What the task asks
Faithfully return all lines, omitting every embedded picture.

Data lines
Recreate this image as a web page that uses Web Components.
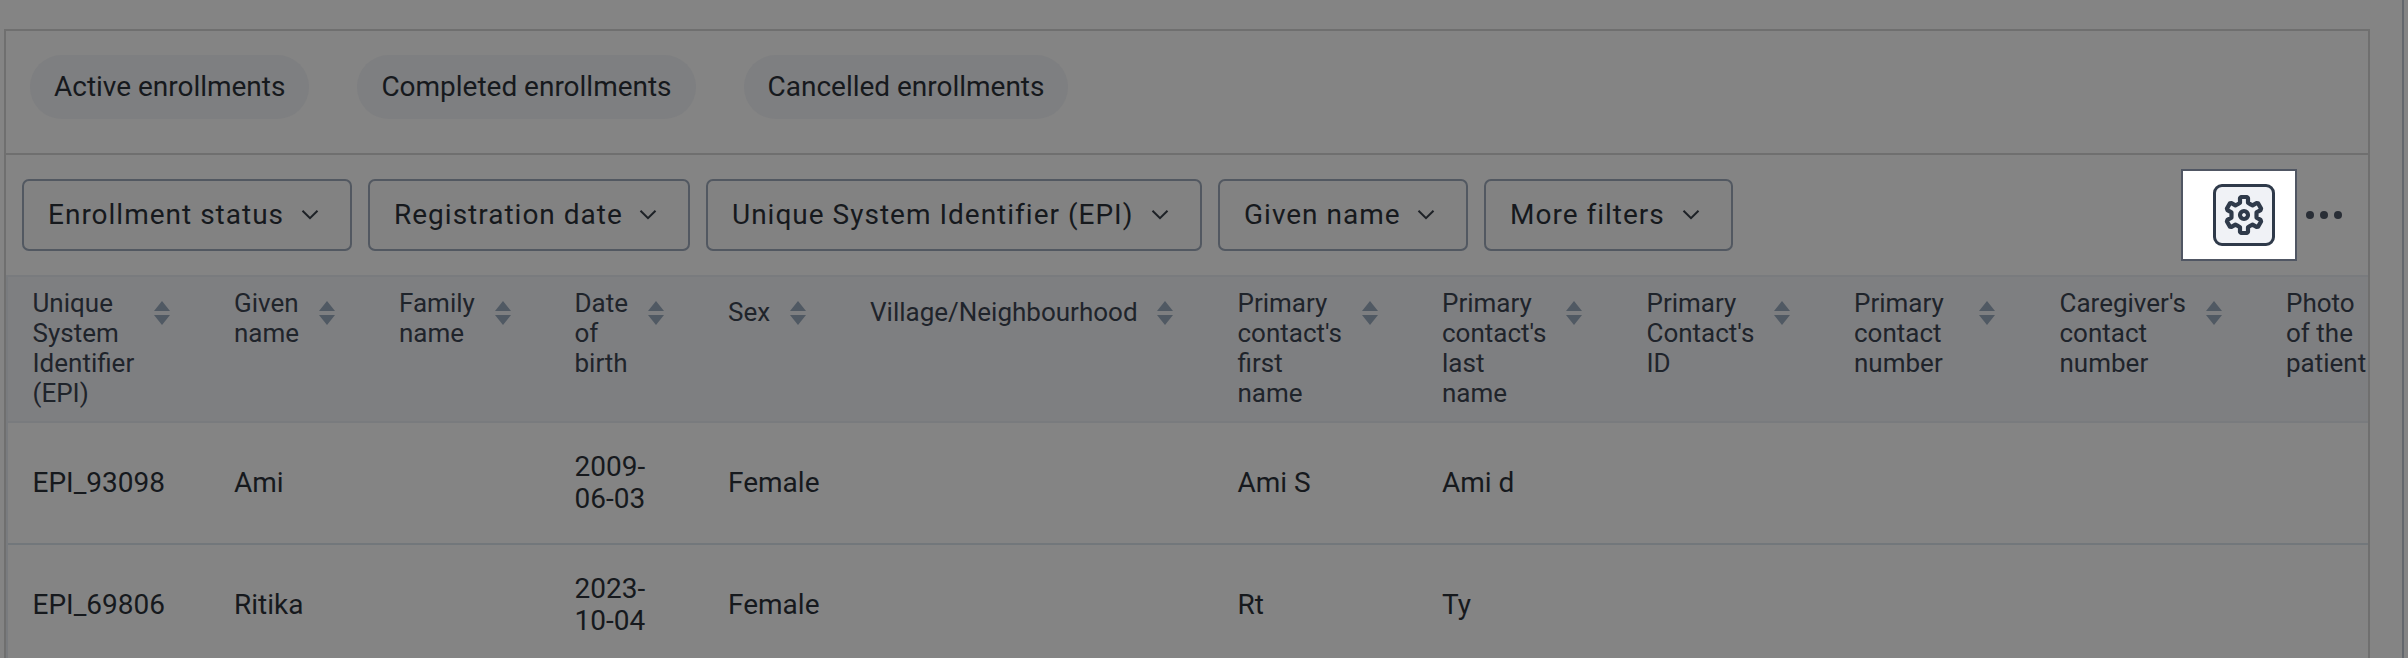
<!DOCTYPE html>
<html lang="en">
<head>
<meta charset="utf-8">
<title>Enrollments</title>
<style>
html,body{margin:0;height:658px;overflow:hidden;background:#848484}
body{font-family:Roboto,"Liberation Sans",sans-serif}
</style>
</head>
<body>
<working-list-page></working-list-page>
<script>
const define = (name, html, setup) => customElements.define(name, class extends HTMLElement {
  connectedCallback() {
    if (this.shadowRoot) return;
    this.attachShadow({ mode: 'open' }).innerHTML = html;
    if (setup) setup(this, this.shadowRoot);
  }
});

define('list-chip', `<style>
:host{display:flex;align-items:center;height:64px;padding:0 24px;border-radius:32px;background:#7e7f81;color:#16191d;font-size:28px;letter-spacing:-.015px;line-height:32px;white-space:nowrap;box-sizing:border-box}
</style><slot></slot>`);

define('filter-button', `<style>
:host{display:flex;align-items:center;box-sizing:border-box;height:72px;border:2px solid #525861;border-radius:7px;padding:0 0 2px 24px;color:#16191d;font-size:28px;letter-spacing:1px;white-space:nowrap;background:#828282}
svg{margin-left:auto;margin-right:31px;margin-top:1px}
</style><slot></slot><svg width="18" height="12" viewBox="0 0 18 12" fill="none" stroke="#1d2126" stroke-width="2"><path d="M1.5 1.7 9 9.2 16.5 1.7"/></svg>`);

define('sort-icon', `<style>:host{display:block;width:16px;height:24px;flex:none}svg{display:block}</style>
<svg width="16" height="24" viewBox="0 0 16 24" fill="#505963"><path d="M8 0 16 10H0zM0 14h16L8 24z"/></svg>`);

define('settings-button', `<style>
:host{display:flex;box-sizing:border-box;width:62px;height:62px;border:3px solid #2f3a4a;border-radius:9px;background:#f0f2f6;align-items:center;justify-content:center}
svg{display:block}
</style><svg width="44" height="44" viewBox="-22 -22 44 44" fill="none" stroke="#2f3a4a" stroke-width="4.2" stroke-linejoin="round"><path/><circle r="4"/></svg>`, (el, root) => {
  const tooth = [[-4,-12.2],[-4,-16.8],[-3,-18],[3,-18],[4,-16.8],[4,-12.2],[6.6,-10.6]];
  const pts = [];
  for (let i = 0; i < 6; i++) {
    const a = i * Math.PI / 3, c = Math.cos(a), s = Math.sin(a);
    for (const [x, y] of tooth) pts.push((x * c - y * s).toFixed(2) + ' ' + (x * s + y * c).toFixed(2));
  }
  root.querySelector('path').setAttribute('d', 'M' + pts.join('L') + 'Z');
});

define('more-button', `<style>:host{display:flex;gap:6px}i{width:8px;height:8px;border-radius:50%;background:#292e36}</style><i></i><i></i><i></i>`);

define('header-cell', `<style>
:host{display:flex;align-items:flex-start;padding:11px 0 0 25px;box-sizing:border-box;color:#1f242b;font-size:26px;line-height:30px}
.t{display:flex;flex-direction:column;justify-content:center;min-height:48px;white-space:pre}
sort-icon{margin:13px 0 0 auto;margin-right:var(--r)}
</style><div class="t"><slot></slot></div><sort-icon></sort-icon>`, (el, root) => {
  if (el.hasAttribute('plain')) root.querySelector('sort-icon').remove();
  else el.style.setProperty('--r', el.getAttribute('gap') + 'px');
});

define('body-cell', `<style>
:host{display:flex;align-items:center;padding-left:25px;box-sizing:border-box;color:#16191d;font-size:28px;line-height:32px;white-space:pre}
</style><slot></slot>`);

define('enrollment-table', `<style>
:host{display:block;border-top:2px solid #797b7e;overflow:hidden}
.body{border-left:2px solid #797b7e}
.row{display:grid;box-sizing:border-box;border-bottom:2px solid #72777b;height:122px}
.head{background:#7e7f81;height:146px;border-color:#797b7e}
</style><div class="body"></div>`, (el, root) => {
  // text start of each column, centre of its sort icon, header lines
  const cols = [[32.5,162,'Unique\nSystem\nIdentifier\n(EPI)'],[234,327,'Given\nname'],[399,503,'Family\nname'],[574.5,656,'Date\nof\nbirth'],[728,798,'Sex'],[870,1165,'Village/Neighbourhood'],[1237.5,1370,"Primary\ncontact's\nfirst\nname"],[1442,1574,"Primary\ncontact's\nlast\nname"],[1646.5,1782,"Primary\nContact's\nID"],[1854,1987,'Primary\ncontact\nnumber'],[2059.5,2214,"Caregiver's\ncontact\nnumber"],[2286,0,'Photo\nof the\npatient']];
  const rows = [
    ['EPI_93098','Ami','','2009-\n06-03','Female','','Ami S','Ami d','','','',''],
    ['EPI_69806','Ritika','','2023-\n10-04','Female','','Rt','Ty','','','','']];
  const pad = 24;
  const start = i => i ? cols[i][0] - pad - 1 : 8;
  const end = i => i + 1 < cols.length ? start(i + 1) : 2368;
  const template = cols.map((c, i) => (end(i) - start(i)) + 'px').join(' ');
  const head = cols.map((c, i) => `<header-cell style="padding-left:${c[0] - start(i)}px" ${c[1] ? `gap="${end(i) - c[1] - 8}"` : 'plain'}>${c[2]}</header-cell>`).join('');
  root.querySelector('.body').innerHTML =
    `<div class="row head" style="grid-template-columns:${template}">${head}</div>` +
    rows.map(r => `<div class="row" style="grid-template-columns:${template}">${r.map((t, i) => `<body-cell style="padding-left:${cols[i][0] - start(i)}px">${t}</body-cell>`).join('')}</div>`).join('');
});

define('working-list-page', `<style>
:host{display:flex;height:658px;background:#848484;overflow:hidden;box-sizing:border-box;padding-left:4px}
.card{width:2366px;box-sizing:border-box;margin-top:29px;height:700px;border:2px solid #6f6f6f;flex:none;overflow:hidden}
.chips{display:flex;gap:48px;padding:24px 24px 34px;border-bottom:2px solid #6f6f6f}
.filters{display:flex;gap:16px;align-items:center;height:120px;padding-left:16px;box-sizing:border-box}
.spot{box-sizing:border-box;width:116px;height:92px;border:2px solid #505663;background:#fff;display:flex;align-items:center;justify-content:flex-end;padding-right:20px;margin-left:auto}
more-button{margin:0 26px 0 -7px}
.edge{margin-left:32px;width:2px;background:#63676d;flex:none}
</style>
<div class="card">
<div class="chips"><list-chip>Active enrollments</list-chip><list-chip>Completed enrollments</list-chip><list-chip>Cancelled enrollments</list-chip></div>
<div class="filters">
<filter-button style="width:330px">Enrollment status</filter-button><filter-button style="width:322px">Registration date</filter-button><filter-button style="width:496px">Unique System Identifier (EPI)</filter-button><filter-button style="width:250px">Given name</filter-button><filter-button style="width:249px">More filters</filter-button>
<div class="spot"><settings-button></settings-button></div><more-button></more-button>
</div>
<enrollment-table></enrollment-table>
</div>
<div class="edge"></div>`);
</script>
</body>
</html>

Result below
Recreate this image as a web page that uses Web Components.
<!DOCTYPE html>
<html lang="en">
<head>
<meta charset="utf-8">
<title>Enrollments</title>
<style>
html,body{margin:0;height:658px;overflow:hidden;background:#848484}
body{font-family:Roboto,"Liberation Sans",sans-serif}
</style>
</head>
<body>
<working-list-page></working-list-page>
<script>
const define = (name, html, setup) => customElements.define(name, class extends HTMLElement {
  connectedCallback() {
    if (this.shadowRoot) return;
    this.attachShadow({ mode: 'open' }).innerHTML = html;
    if (setup) setup(this, this.shadowRoot);
  }
});

define('list-chip', `<style>
:host{display:flex;align-items:center;height:64px;padding:0 24px;border-radius:32px;background:#7e7f81;color:#16191d;font-size:28px;letter-spacing:-.015px;line-height:32px;white-space:nowrap;box-sizing:border-box}
</style><slot></slot>`);

define('filter-button', `<style>
:host{display:flex;align-items:center;box-sizing:border-box;height:72px;border:2px solid #525861;border-radius:7px;padding:0 0 2px 24px;color:#16191d;font-size:28px;letter-spacing:1px;white-space:nowrap;background:#828282}
svg{margin-left:auto;margin-right:31px;margin-top:1px}
</style><slot></slot><svg width="18" height="12" viewBox="0 0 18 12" fill="none" stroke="#1d2126" stroke-width="2"><path d="M1.5 1.7 9 9.2 16.5 1.7"/></svg>`);

define('sort-icon', `<style>:host{display:block;width:16px;height:24px;flex:none}svg{display:block}</style>
<svg width="16" height="24" viewBox="0 0 16 24" fill="#505963"><path d="M8 0 16 10H0zM0 14h16L8 24z"/></svg>`);

define('settings-button', `<style>
:host{display:flex;box-sizing:border-box;width:62px;height:62px;border:3px solid #2f3a4a;border-radius:9px;background:#f0f2f6;align-items:center;justify-content:center}
svg{display:block}
</style><svg width="44" height="44" viewBox="-22 -22 44 44" fill="none" stroke="#2f3a4a" stroke-width="4.2" stroke-linejoin="round"><path/><circle r="4"/></svg>`, (el, root) => {
  const tooth = [[-4,-12.2],[-4,-16.8],[-3,-18],[3,-18],[4,-16.8],[4,-12.2],[6.6,-10.6]];
  const pts = [];
  for (let i = 0; i < 6; i++) {
    const a = i * Math.PI / 3, c = Math.cos(a), s = Math.sin(a);
    for (const [x, y] of tooth) pts.push((x * c - y * s).toFixed(2) + ' ' + (x * s + y * c).toFixed(2));
  }
  root.querySelector('path').setAttribute('d', 'M' + pts.join('L') + 'Z');
});

define('more-button', `<style>:host{display:flex;gap:6px}i{width:8px;height:8px;border-radius:50%;background:#292e36}</style><i></i><i></i><i></i>`);

define('header-cell', `<style>
:host{display:flex;align-items:flex-start;padding:11px 0 0 25px;box-sizing:border-box;color:#1f242b;font-size:26px;line-height:30px}
.t{display:flex;flex-direction:column;justify-content:center;min-height:48px;white-space:pre}
sort-icon{margin:13px 0 0 auto;margin-right:var(--r)}
</style><div class="t"><slot></slot></div><sort-icon></sort-icon>`, (el, root) => {
  if (el.hasAttribute('plain')) root.querySelector('sort-icon').remove();
  else el.style.setProperty('--r', el.getAttribute('gap') + 'px');
});

define('body-cell', `<style>
:host{display:flex;align-items:center;padding-left:25px;box-sizing:border-box;color:#16191d;font-size:28px;line-height:32px;white-space:pre}
</style><slot></slot>`);

define('enrollment-table', `<style>
:host{display:block;border-top:2px solid #797b7e;overflow:hidden}
.body{border-left:2px solid #797b7e}
.row{display:grid;box-sizing:border-box;border-bottom:2px solid #72777b;height:122px}
.head{background:#7e7f81;height:146px;border-color:#797b7e}
</style><div class="body"></div>`, (el, root) => {
  // text start of each column, centre of its sort icon, header lines
  const cols = [[32.5,162,'Unique\nSystem\nIdentifier\n(EPI)'],[234,327,'Given\nname'],[399,503,'Family\nname'],[574.5,656,'Date\nof\nbirth'],[728,798,'Sex'],[870,1165,'Village/Neighbourhood'],[1237.5,1370,"Primary\ncontact's\nfirst\nname"],[1442,1574,"Primary\ncontact's\nlast\nname"],[1646.5,1782,"Primary\nContact's\nID"],[1854,1987,'Primary\ncontact\nnumber'],[2059.5,2214,"Caregiver's\ncontact\nnumber"],[2286,0,'Photo\nof the\npatient']];
  const rows = [
    ['EPI_93098','Ami','','2009-\n06-03','Female','','Ami S','Ami d','','','',''],
    ['EPI_69806','Ritika','','2023-\n10-04','Female','','Rt','Ty','','','','']];
  const pad = 24;
  const start = i => i ? cols[i][0] - pad - 1 : 8;
  const end = i => i + 1 < cols.length ? start(i + 1) : 2368;
  const template = cols.map((c, i) => (end(i) - start(i)) + 'px').join(' ');
  const head = cols.map((c, i) => `<header-cell style="padding-left:${c[0] - start(i)}px" ${c[1] ? `gap="${end(i) - c[1] - 8}"` : 'plain'}>${c[2]}</header-cell>`).join('');
  root.querySelector('.body').innerHTML =
    `<div class="row head" style="grid-template-columns:${template}">${head}</div>` +
    rows.map(r => `<div class="row" style="grid-template-columns:${template}">${r.map((t, i) => `<body-cell style="padding-left:${cols[i][0] - start(i)}px">${t}</body-cell>`).join('')}</div>`).join('');
});

define('working-list-page', `<style>
:host{display:flex;height:658px;background:#848484;overflow:hidden;box-sizing:border-box;padding-left:4px}
.card{width:2366px;box-sizing:border-box;margin-top:29px;height:700px;border:2px solid #6f6f6f;flex:none;overflow:hidden}
.chips{display:flex;gap:48px;padding:24px 24px 34px;border-bottom:2px solid #6f6f6f}
.filters{display:flex;gap:16px;align-items:center;height:120px;padding-left:16px;box-sizing:border-box}
.spot{box-sizing:border-box;width:116px;height:92px;border:2px solid #505663;background:#fff;display:flex;align-items:center;justify-content:flex-end;padding-right:20px;margin-left:auto}
more-button{margin:0 26px 0 -7px}
.edge{margin-left:32px;width:2px;background:#63676d;flex:none}
</style>
<div class="card">
<div class="chips"><list-chip>Active enrollments</list-chip><list-chip>Completed enrollments</list-chip><list-chip>Cancelled enrollments</list-chip></div>
<div class="filters">
<filter-button style="width:330px">Enrollment status</filter-button><filter-button style="width:322px">Registration date</filter-button><filter-button style="width:496px">Unique System Identifier (EPI)</filter-button><filter-button style="width:250px">Given name</filter-button><filter-button style="width:249px">More filters</filter-button>
<div class="spot"><settings-button></settings-button></div><more-button></more-button>
</div>
<enrollment-table></enrollment-table>
</div>
<div class="edge"></div>`);
</script>
</body>
</html>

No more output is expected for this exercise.